In Tashkent, a glittering city of clipped lawns and fountains, an Uzbek in his 20s, who is expanding his fashionable nightclub in central Tashkent, noted that there were long lines of Uzbeks in banks to apply for credit cards, and construction was booming. He said he did not read newspapers, but believed that Uzbekistan had press freedom because “there are fresh newspapers every day and they seem to be writing something.”
But good mojitos are far easier to come by than independent political articles. By the end of 2007, after Andijon and the ensuing crackdown on civil society, a large portion of foreign nongovernmental organizations and news outlets were forced to stop their work. Ms. Innoyatova, the human rights worker, estimates about 900 organizations closed. In an Orwellian twist, government-controlled nongovernmental organizations sprang up.
Yet, with the economy outside the capital stagnating, wages below subsistence level and millions of people migrating to Russia and Kazakhstan for work, most Uzbeks do not count freedom of expression among their top concerns. “None of this will work until there’s a critical mass of people who feel they have rights and are ready to protect them,” said the ecologist turned human rights advocate, making the point that, under Soviet rule, no one had rights.

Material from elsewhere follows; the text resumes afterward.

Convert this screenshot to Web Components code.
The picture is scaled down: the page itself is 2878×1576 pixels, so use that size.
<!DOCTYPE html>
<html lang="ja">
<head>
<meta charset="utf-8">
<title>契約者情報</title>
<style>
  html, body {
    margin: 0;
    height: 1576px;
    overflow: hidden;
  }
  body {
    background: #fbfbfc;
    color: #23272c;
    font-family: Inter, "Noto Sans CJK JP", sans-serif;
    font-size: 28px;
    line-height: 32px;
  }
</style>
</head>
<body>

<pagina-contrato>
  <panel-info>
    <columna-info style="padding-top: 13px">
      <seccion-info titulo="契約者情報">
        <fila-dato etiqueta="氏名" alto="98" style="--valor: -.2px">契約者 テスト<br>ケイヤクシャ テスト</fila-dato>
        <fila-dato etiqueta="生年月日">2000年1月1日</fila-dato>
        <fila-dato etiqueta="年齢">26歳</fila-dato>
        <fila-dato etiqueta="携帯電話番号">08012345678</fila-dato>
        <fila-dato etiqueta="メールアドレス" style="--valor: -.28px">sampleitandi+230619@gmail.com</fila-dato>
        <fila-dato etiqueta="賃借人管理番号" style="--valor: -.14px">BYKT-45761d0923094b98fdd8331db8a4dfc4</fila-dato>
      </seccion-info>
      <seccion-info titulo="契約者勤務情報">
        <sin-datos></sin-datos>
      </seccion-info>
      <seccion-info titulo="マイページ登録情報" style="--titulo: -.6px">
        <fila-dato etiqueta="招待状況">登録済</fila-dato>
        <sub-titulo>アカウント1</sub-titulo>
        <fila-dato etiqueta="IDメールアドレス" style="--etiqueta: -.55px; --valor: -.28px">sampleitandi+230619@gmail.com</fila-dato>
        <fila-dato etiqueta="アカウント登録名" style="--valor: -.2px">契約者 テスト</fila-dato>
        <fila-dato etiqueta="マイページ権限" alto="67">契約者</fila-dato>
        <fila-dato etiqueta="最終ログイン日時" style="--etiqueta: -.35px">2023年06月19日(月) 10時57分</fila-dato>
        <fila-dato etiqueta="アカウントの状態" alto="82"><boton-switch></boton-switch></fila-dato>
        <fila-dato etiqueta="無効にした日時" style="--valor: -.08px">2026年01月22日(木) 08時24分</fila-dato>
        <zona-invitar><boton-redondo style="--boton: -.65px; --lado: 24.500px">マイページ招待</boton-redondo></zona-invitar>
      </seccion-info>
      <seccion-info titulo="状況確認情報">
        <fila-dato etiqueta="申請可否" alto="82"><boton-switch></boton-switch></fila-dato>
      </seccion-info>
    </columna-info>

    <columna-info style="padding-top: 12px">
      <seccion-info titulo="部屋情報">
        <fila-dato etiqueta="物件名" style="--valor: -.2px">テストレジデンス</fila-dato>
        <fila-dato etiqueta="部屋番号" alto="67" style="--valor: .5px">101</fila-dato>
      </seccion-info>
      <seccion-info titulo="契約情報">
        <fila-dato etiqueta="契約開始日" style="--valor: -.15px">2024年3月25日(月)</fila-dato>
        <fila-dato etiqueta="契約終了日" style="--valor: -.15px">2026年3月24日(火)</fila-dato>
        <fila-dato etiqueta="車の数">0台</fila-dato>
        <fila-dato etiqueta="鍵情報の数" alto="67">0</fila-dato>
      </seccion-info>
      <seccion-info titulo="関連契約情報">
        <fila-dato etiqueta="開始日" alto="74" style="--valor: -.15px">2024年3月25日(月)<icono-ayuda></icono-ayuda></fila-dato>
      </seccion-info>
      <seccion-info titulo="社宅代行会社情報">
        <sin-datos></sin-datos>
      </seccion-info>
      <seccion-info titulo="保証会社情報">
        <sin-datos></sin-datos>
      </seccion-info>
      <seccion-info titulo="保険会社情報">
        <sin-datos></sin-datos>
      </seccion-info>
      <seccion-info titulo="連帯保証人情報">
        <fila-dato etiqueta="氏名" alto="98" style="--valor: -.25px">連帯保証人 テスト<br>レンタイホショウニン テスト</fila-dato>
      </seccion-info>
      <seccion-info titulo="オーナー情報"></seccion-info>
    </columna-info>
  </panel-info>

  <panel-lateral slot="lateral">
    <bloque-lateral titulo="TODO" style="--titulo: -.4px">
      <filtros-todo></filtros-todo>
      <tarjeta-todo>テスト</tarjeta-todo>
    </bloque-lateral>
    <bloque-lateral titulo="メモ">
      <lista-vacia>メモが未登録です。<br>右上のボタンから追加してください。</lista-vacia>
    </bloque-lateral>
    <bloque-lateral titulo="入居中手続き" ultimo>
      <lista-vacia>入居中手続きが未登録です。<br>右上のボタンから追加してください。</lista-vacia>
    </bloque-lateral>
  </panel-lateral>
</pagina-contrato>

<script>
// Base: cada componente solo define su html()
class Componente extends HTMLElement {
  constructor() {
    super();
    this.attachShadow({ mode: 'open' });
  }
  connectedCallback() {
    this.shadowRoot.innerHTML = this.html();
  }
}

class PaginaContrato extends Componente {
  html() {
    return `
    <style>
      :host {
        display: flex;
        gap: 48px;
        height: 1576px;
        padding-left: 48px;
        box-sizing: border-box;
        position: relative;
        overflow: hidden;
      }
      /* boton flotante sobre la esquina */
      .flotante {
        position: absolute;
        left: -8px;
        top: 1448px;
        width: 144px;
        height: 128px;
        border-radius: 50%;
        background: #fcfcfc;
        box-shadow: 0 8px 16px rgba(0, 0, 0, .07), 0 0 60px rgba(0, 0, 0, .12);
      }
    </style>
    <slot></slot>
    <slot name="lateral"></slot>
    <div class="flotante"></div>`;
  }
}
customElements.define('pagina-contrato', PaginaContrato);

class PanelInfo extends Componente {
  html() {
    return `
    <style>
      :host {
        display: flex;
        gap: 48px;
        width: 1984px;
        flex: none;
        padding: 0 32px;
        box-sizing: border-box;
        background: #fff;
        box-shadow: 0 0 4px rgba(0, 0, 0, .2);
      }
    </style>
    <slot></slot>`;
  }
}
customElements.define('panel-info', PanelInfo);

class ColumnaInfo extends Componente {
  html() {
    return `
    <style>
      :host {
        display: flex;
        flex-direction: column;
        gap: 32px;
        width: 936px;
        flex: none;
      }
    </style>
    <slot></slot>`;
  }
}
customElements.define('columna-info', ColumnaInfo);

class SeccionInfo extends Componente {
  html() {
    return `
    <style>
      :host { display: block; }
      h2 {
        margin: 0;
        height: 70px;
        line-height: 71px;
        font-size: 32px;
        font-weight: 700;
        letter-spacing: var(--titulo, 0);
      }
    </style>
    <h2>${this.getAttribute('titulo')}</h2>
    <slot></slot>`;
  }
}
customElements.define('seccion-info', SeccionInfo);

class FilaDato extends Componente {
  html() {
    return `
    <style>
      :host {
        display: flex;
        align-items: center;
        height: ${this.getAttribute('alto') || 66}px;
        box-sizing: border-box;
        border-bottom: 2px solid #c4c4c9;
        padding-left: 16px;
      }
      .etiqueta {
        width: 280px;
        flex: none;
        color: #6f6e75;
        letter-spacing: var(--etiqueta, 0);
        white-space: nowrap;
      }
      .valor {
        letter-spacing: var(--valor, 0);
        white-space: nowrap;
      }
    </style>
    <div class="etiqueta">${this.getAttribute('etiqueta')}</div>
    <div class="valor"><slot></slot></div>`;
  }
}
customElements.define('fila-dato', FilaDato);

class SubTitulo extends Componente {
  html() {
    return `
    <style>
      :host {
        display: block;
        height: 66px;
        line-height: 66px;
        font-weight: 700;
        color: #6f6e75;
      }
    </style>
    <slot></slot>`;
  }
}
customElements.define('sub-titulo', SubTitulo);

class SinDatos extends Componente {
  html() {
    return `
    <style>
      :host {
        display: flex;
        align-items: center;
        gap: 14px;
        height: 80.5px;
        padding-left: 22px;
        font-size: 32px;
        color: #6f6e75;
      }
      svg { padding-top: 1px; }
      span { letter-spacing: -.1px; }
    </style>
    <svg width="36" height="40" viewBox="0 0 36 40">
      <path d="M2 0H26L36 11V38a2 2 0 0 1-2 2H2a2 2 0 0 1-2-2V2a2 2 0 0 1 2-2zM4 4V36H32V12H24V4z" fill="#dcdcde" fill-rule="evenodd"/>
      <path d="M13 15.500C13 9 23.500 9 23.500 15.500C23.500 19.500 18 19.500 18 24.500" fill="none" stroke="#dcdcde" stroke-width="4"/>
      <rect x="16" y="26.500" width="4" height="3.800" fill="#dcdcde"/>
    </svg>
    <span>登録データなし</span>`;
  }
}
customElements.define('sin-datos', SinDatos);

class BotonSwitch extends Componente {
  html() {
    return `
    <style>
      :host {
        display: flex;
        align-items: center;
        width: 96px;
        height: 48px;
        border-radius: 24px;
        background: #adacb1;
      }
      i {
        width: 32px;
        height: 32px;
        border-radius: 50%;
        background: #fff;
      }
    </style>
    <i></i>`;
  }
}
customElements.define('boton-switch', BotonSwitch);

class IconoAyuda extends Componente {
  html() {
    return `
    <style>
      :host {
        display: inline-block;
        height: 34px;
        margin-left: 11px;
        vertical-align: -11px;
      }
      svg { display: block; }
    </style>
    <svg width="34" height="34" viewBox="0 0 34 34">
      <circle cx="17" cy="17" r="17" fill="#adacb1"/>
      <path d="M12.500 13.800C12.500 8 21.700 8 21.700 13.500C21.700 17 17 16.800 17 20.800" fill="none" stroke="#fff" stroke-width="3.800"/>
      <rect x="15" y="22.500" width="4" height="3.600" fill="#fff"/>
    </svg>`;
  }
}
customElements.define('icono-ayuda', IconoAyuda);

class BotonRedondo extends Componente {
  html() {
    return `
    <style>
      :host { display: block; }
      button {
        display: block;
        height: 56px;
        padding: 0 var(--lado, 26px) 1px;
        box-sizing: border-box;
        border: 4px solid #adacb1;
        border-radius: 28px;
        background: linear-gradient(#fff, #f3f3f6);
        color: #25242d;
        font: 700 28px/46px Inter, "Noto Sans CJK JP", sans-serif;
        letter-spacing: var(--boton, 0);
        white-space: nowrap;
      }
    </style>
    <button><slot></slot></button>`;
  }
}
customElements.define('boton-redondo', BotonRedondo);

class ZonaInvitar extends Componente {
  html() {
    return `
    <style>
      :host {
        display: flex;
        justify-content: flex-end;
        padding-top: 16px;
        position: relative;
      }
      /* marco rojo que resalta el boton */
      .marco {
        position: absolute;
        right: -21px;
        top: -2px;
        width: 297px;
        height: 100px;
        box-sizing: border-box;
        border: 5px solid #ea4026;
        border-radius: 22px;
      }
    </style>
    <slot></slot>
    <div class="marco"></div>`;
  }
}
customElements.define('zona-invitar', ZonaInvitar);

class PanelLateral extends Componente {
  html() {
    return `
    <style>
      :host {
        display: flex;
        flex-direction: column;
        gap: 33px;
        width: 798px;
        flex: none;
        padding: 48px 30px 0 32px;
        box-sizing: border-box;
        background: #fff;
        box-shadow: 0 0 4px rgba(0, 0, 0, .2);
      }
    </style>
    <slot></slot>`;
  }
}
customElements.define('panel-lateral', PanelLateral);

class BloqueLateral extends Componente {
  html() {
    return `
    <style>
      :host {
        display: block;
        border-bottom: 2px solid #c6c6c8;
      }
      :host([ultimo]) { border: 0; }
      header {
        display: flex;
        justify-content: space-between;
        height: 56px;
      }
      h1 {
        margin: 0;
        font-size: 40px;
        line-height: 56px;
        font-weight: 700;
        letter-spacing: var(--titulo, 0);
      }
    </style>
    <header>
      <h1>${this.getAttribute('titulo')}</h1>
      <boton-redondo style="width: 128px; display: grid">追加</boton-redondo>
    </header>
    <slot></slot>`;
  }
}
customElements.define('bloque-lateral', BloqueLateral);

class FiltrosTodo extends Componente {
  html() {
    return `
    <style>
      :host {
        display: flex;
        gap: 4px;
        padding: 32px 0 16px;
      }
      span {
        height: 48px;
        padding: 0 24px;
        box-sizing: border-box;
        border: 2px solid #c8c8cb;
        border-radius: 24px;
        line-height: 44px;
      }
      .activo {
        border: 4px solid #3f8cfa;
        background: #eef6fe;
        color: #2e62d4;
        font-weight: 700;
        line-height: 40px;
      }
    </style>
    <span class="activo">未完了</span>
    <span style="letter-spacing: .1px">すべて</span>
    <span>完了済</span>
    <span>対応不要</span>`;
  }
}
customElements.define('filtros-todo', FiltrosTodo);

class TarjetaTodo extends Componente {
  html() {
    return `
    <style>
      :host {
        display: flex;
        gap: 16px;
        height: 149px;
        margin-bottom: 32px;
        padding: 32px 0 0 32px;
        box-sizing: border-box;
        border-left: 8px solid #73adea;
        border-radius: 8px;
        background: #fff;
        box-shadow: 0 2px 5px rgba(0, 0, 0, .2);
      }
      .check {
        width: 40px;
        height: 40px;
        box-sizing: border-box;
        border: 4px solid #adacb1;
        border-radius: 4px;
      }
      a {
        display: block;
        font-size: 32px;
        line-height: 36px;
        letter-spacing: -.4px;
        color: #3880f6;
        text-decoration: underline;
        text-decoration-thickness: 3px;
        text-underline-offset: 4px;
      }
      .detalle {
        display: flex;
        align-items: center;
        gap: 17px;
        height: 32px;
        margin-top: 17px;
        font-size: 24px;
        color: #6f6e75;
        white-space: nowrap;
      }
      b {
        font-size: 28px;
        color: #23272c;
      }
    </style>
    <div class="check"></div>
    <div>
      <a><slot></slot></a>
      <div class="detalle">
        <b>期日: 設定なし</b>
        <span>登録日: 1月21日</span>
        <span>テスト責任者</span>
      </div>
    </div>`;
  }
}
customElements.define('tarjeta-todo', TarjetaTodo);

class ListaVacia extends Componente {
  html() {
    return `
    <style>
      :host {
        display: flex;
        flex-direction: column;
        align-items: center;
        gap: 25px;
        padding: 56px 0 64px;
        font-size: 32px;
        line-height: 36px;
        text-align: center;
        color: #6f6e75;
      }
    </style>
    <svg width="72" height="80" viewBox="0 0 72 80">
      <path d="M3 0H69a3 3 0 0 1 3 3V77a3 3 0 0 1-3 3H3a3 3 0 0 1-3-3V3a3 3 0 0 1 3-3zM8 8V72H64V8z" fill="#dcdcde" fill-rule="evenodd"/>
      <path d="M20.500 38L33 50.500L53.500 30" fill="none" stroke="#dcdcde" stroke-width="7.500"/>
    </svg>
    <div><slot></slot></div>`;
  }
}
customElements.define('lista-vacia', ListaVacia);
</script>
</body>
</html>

Even the plight of the poet, Mr. Juma, left some residents from his southern town, Karakul, unmoved. “He had money. Why did he do it?” asked one young unemployed man.
Uzbeks have become poorer, less educated and more isolated in the 17 years since the Soviet Union collapsed. At the same time, the most religious parts of society have been brutalized by the government. It is a combination that has proved poisonous in other countries, including Iraq.
Ms. Olcott argues that Uzbek society is much less inclined toward secular values than it was 10 years ago, a shift that could eventually lead to Uzbekistan’s becoming a religious state. “There’s a lot riding on transition,” said Ms. Olcott, who has researched the role of religion in Uzbekistan. “I think you’re going to get another Islamic state down the road. The question is whether it’s going to be tolerant or intolerant.”
The Bush administration’s counterterrorism practices since 2001 have eroded its moral authority with countries like Uzbekistan, analysts said. “The U.S. doesn’t have the kind of leverage it had,” said Sarah Mendelson, a Russia expert at the Center for Strategic and International Studies in Washington. “We’ve got this elephant in the room.”
In Andijon, the policy of forgetting is rigorously enforced. On the anniversary, newspapers ran headlines about sports competitions and the grain harvest. Even those who took part in the uprising seemed to have rehearsed the government line.
“The past is in the past,” said one participant, who lived in Baltimore as a refugee but returned to Uzbekistan in 2006. “People don’t want to remember.”